La situazione così creata era molto lontana dall’idea di partecipazione che noi, come Acli, coltiviamo. Comprendiamo la necessità di dare un segnale ai cittadini e conveniamo che le circoscrizioni, per come si erano sviluppate, erano più simili a piccoli consigli comunali che non una vera rappresentanza territoriale. Tuttavia la soluzione adottata non ci pareva soddisfacente: per questo abbiamo accolto e sostenuto l’idea della formazione dei consigli di quartiere a Brescia, sulla scorta della positiva esperienza dei “comitati di quartiere” degli anni Settanta e ben convinti che servisse fortemente un livello intermedio che potesse mettere in collegamento l’amministrazione comunale con i cittadini in modo istituzionale.
L’introduzione di questo nuovo organismo di partecipazione democratica, elettivo e a partecipazione volontaria, è stata pertanto una novità positiva per la città e per i suoi numerosi quartieri, perché ha consentito ai cittadini di ritrovare una forma partecipativa “identitaria”, collegata a un territorio ristretto e pertanto ideale per un confronto e per un ruolo propositivo.
Il dibattito in consiglio comunale è stato lungo e ha evidenziato posizioni anche molto diverse. Si è comunque giunti alla composizione dei CdQ con il voto del dicembre 2014. I consigli sono stati un’esperienza nuova, sperimentale, sicuramente faticosa, ma anche e soprattutto vitale ed energica.
Certo non è stato semplice: ci sono state difficoltà di dialogo con l’Amministrazione che ha dovuto imparare a confrontarsi con ben 33 nuove entità che prima non esistevano. C’erano molte questioni aperte da tempo che ogni quartiere legittimamente sperava di poter risolvere a breve. Come Acli provinciali ci siamo impegnati a monitorare la situazione, perché riteniamo fondamentale questa esperienza e vogliamo quindi offrire il nostro contributo di dialogo e relazioni affinché il processo di maturazione dei consigli sia (e continui ad essere) positivo per la città.

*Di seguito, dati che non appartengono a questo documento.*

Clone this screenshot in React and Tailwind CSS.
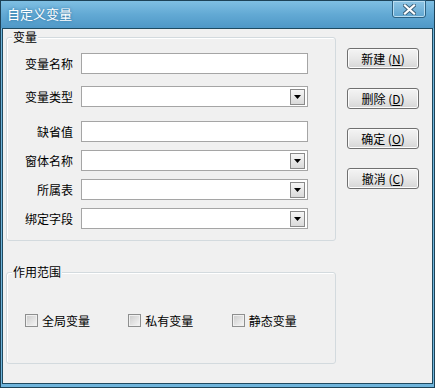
import React from "react";

const font = { fontFamily: '"Noto Sans CJK SC", "Liberation Sans", sans-serif' };

function DropArrow() {
    return (
        <div className="w-[15px] h-[16px] border border-[#8a8a8a] bg-gradient-to-b from-[#f6f6f6] to-[#dadada] flex items-center justify-center">
            <svg width="7" height="4" viewBox="0 0 7 4">
                <path d="M0 0H7L3.5 4Z" fill="#000" />
            </svg>
        </div>
    );
}

function Field({ label, select, className }) {
    return (
        <div className={"flex items-center h-[21px] " + className}>
            <div className="w-[66px] text-right text-[12px] leading-none text-black">{label}</div>
            <div className="ml-[8px] w-[227px] h-[21px] border border-[#a5a5a5] bg-white flex items-center justify-end pr-[2px]">
                {select && <DropArrow />}
            </div>
        </div>
    );
}

function Btn({ text, hot }) {
    return (
        <div className="w-[72px] h-[21px] rounded-[3px] border border-[#707070] bg-gradient-to-b from-[#f4f4f4] via-[#e8e8e8] to-[#d6d6d6] shadow-[inset_0_0_0_1px_#fcfcfc] flex items-center justify-center text-[12px] leading-none text-black">
            {text} (<span className="underline underline-offset-1">{hot}</span>)
        </div>
    );
}

function Check({ label }) {
    return (
        <div className="w-[105px] flex items-center">
            <div className="w-[13px] h-[13px] border border-[#8e8f8f] bg-gradient-to-br from-[#cbcbcb] to-[#f7f7f7] shadow-[inset_0_0_0_1px_#f0f0f0]" />
            <span className="ml-[4px] text-[12px] leading-none text-black">{label}</span>
        </div>
    );
}

export default function App() {
    return (
        <div className="w-[435px] h-[388px] flex flex-col bg-[#6fb4db] border border-[#1d4257]" style={font}>
            {/* 标题栏 */}
            <div className="h-[27px] flex justify-between bg-gradient-to-b from-[#7fbfe3] via-[#62a9d4] to-[#4f98c7]">
                <div className="pl-[6px] pt-[6px] text-[13px] leading-none text-white [text-shadow:0_0_3px_#2a6f9c]">自定义变量</div>
                <div className="mr-[8px] -mt-px w-[34px] h-[18px] rounded-b-[3px] border border-[#2d6283] bg-gradient-to-b from-[#8ec6e6] to-[#5fa5d0] shadow-[inset_0_0_0_1px_#b9def2] flex items-center justify-center">
                    <svg width="13" height="11" viewBox="0 0 13 11">
                        <path d="M2 1.5L11 9.5M11 1.5L2 9.5" stroke="#3a5f78" strokeWidth="4" strokeLinecap="square" />
                        <path d="M2 1.5L11 9.5M11 1.5L2 9.5" stroke="#fff" strokeWidth="2.2" strokeLinecap="square" />
                    </svg>
                </div>
            </div>

            {/* 客户区 */}
            <div className="flex-1 mx-[1px] mb-[3px] bg-[#f0f0f0] border border-[#1e4a60] flex flex-col">
                <div className="flex">
                    <div className="relative ml-[3px] mt-[8px] w-[330px] h-[204px] border border-[#d3dade] rounded-[3px] shadow-[inset_1px_1px_0_#fff]">
                        <div className="absolute left-[5px] -top-[7px] px-[1px] bg-[#f0f0f0] text-[12px] leading-none text-black">变量</div>
                        <Field label="变量名称" className="mt-[15px]" />
                        <Field label="变量类型" select className="mt-[12px]" />
                        <Field label="缺省值" className="mt-[14px]" />
                        <Field label="窗体名称" select className="mt-[8px]" />
                        <Field label="所属表" select className="mt-[8px]" />
                        <Field label="绑定字段" select className="mt-[8px]" />
                    </div>
                    <div className="ml-[11px] mt-[19px] flex flex-col gap-[19px]">
                        <Btn text="新建" hot="N" />
                        <Btn text="删除" hot="D" />
                        <Btn text="确定" hot="O" />
                        <Btn text="撤消" hot="C" />
                    </div>
                </div>

                <div className="relative ml-[3px] mt-[31px] w-[330px] h-[92px] border border-[#d3dade] rounded-[3px] shadow-[inset_1px_1px_0_#fff]">
                    <div className="absolute left-[5px] -top-[7px] px-[1px] bg-[#f0f0f0] text-[12px] leading-none text-black">作用范围</div>
                    <div className="flex pl-[18px] mt-[41px]">
                        <Check label="全局变量" />
                        <Check label="私有变量" />
                        <Check label="静态变量" />
                    </div>
                </div>
            </div>
        </div>
    );
}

L’impegno profuso, a titolo gratuito, da presidenti e consiglieri in questi anni è sicuramente segnale di una voglia di partecipazione dal basso che deve essere valorizzata e coltivata. Il nuovo organismo sta gradualmente educando i cittadini a rinunciare al reclamo sterile per dare invece un contributo positivo e costruttivo alla propria città grazie ad una realtà intermedia e prossima, eletta democraticamente, che funzioni da tramite con l’Amministrazione comunale.

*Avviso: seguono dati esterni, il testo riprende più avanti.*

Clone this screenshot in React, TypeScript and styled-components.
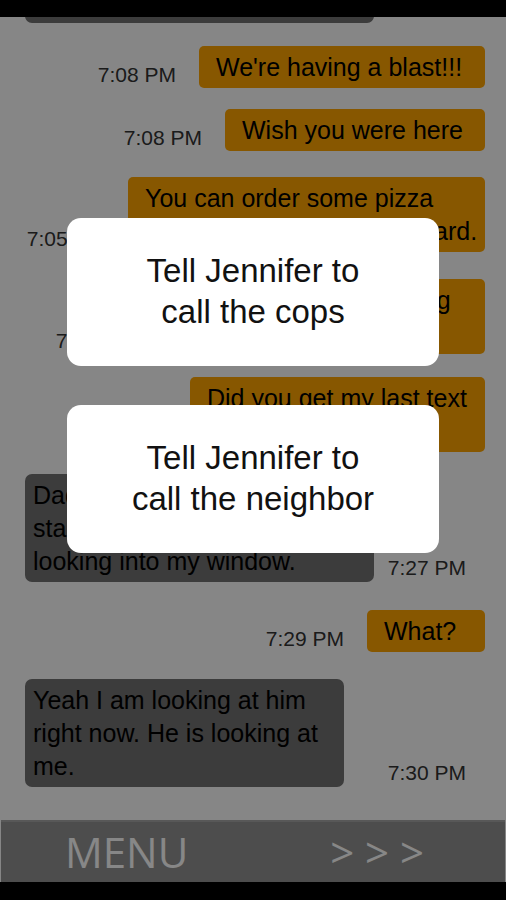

A distanza di 3 anni dall’avvio dell’esperienza, il nostro giudizio è quindi positivo: il recente “tavolo per la revisione del regolamento” è stata una buona occasione di confronto e di messa a punto tra l’Assessorato alla partecipazione, i consiglieri comunali e i rappresentanti dei diversi consigli di quartiere per fare un “tagliando” del percorso sin qui fatto. Pensiamo che l’avventura dei CdQ, appena iniziata, debba proseguire, pur con i dovuti correttivi legati soprattutto alle modalità di dialogo con l’amministrazione comunale che devono essere più celeri ed efficienti, magari concentrando il lavoro dei CdQ su un numero più contenuto di tematiche.